While imprisoned, she tormented the priest with regular outbursts of her temper until Noriega threatened to have her flogged and put in chains.

She wrote to the commandant general in Mexico, seeking legal advice and asking for his protection and some financial support until her plight was resolved. Fages also wrote the general, hoping he could arrange a reconciliation.

Advertisement

The general advised the governor that his wife should not be treated so indignantly, that she was a woman of social status who deserved respect. The general wrote Eulalia that she must restrain her temper and behave like a lady.

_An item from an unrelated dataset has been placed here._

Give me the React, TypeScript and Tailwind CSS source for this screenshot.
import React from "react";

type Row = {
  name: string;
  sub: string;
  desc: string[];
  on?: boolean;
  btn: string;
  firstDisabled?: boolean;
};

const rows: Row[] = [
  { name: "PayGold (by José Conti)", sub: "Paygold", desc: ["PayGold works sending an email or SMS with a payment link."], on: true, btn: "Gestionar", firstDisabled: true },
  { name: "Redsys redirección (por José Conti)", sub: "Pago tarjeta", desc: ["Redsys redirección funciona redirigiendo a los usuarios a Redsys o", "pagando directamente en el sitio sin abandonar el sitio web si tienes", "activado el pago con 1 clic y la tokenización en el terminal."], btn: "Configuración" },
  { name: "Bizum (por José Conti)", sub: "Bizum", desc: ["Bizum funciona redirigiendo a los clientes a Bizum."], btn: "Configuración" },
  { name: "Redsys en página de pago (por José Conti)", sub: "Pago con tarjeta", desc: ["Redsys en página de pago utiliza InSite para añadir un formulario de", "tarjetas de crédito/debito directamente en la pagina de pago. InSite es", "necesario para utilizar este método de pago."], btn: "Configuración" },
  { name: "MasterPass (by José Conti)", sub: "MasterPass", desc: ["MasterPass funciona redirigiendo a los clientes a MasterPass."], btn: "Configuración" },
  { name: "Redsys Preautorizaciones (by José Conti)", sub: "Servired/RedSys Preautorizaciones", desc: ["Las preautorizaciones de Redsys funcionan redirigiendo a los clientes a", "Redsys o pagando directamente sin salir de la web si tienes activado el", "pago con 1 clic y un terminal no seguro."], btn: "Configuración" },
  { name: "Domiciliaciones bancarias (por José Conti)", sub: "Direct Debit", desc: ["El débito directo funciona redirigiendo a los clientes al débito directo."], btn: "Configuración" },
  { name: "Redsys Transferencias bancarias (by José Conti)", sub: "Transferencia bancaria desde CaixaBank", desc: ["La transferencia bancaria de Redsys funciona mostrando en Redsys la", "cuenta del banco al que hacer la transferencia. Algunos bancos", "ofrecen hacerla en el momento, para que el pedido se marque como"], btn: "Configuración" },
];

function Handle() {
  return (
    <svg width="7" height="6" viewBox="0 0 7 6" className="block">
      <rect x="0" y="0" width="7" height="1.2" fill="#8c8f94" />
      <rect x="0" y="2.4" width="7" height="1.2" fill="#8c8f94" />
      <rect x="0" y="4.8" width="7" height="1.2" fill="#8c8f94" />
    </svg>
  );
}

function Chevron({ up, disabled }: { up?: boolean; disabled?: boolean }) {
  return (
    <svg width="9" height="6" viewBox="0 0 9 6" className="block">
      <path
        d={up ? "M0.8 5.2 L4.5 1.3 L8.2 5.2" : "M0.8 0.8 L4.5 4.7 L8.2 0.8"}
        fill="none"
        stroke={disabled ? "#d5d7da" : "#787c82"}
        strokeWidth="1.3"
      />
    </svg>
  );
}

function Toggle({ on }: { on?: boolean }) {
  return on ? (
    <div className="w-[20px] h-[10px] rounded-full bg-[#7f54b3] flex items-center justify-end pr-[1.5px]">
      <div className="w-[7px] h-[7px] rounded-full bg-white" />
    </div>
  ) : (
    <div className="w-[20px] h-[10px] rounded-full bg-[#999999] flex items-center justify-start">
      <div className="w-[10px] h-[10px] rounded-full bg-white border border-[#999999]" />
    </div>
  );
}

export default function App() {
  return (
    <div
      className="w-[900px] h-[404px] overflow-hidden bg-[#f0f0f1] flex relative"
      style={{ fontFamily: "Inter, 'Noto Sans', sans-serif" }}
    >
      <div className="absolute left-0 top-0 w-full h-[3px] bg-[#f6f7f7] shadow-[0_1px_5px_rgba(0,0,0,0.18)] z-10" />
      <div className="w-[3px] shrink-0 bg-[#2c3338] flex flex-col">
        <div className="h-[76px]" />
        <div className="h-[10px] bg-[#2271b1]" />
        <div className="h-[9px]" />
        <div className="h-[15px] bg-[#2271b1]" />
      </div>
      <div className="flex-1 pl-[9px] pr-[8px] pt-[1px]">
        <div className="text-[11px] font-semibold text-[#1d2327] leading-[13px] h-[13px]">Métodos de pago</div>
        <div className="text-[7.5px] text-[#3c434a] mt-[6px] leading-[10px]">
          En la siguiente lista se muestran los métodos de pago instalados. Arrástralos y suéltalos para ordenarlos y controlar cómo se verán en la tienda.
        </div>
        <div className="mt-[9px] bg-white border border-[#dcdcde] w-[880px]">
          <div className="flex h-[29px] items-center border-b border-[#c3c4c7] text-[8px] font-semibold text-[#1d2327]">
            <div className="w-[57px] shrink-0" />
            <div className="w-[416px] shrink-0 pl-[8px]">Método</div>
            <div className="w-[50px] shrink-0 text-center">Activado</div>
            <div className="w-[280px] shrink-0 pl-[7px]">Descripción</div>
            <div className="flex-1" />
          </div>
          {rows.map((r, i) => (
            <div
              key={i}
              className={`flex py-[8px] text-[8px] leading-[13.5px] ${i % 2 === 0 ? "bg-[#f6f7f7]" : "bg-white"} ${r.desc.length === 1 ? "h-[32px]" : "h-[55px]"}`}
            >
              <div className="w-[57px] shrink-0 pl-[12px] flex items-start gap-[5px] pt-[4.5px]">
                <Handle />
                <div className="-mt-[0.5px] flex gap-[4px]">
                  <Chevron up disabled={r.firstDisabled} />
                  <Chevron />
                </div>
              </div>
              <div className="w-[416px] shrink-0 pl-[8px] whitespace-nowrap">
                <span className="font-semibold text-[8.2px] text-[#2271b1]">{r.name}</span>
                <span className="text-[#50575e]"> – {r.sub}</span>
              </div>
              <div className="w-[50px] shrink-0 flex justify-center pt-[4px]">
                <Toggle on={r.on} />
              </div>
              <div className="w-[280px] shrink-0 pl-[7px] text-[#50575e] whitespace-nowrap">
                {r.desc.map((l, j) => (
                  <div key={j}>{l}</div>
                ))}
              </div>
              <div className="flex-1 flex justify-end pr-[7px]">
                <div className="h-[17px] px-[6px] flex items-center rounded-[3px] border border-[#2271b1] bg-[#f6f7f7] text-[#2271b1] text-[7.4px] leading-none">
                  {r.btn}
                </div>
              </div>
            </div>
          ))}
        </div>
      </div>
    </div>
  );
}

Fages worried that Noriega was becoming too rough with his wife and allowed her to return to Mexico City. But she had a change of heart, and two months after it all began, she made peace with her husband and returned to Monterey. She continued to henpeck her husband, but he reportedly silenced her with his kisses.

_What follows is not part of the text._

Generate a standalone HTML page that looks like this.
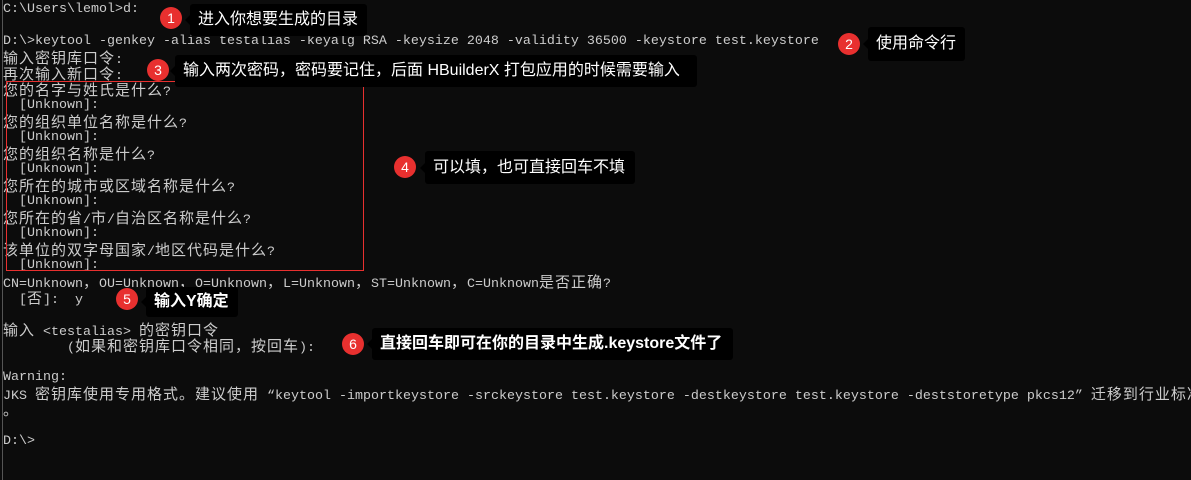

Fages resigned in 1791, citing old age, and later joined his wife and children in Mexico City. He died in 1794 at 64 or 65, leaving behind his 36-year-old widow, a diary, and journals of his research and explorations.

Eulalia’s perseverance in the face of difficult and primitive conditions encouraged more Spanish women to venture into the wild frontier of California. She left a reputation for her kindness and charities to the poor and sick.

But Dona Eulalia is better remembered for the fury she unleased on her husband and the scandal it caused in the Presidio of Monterey.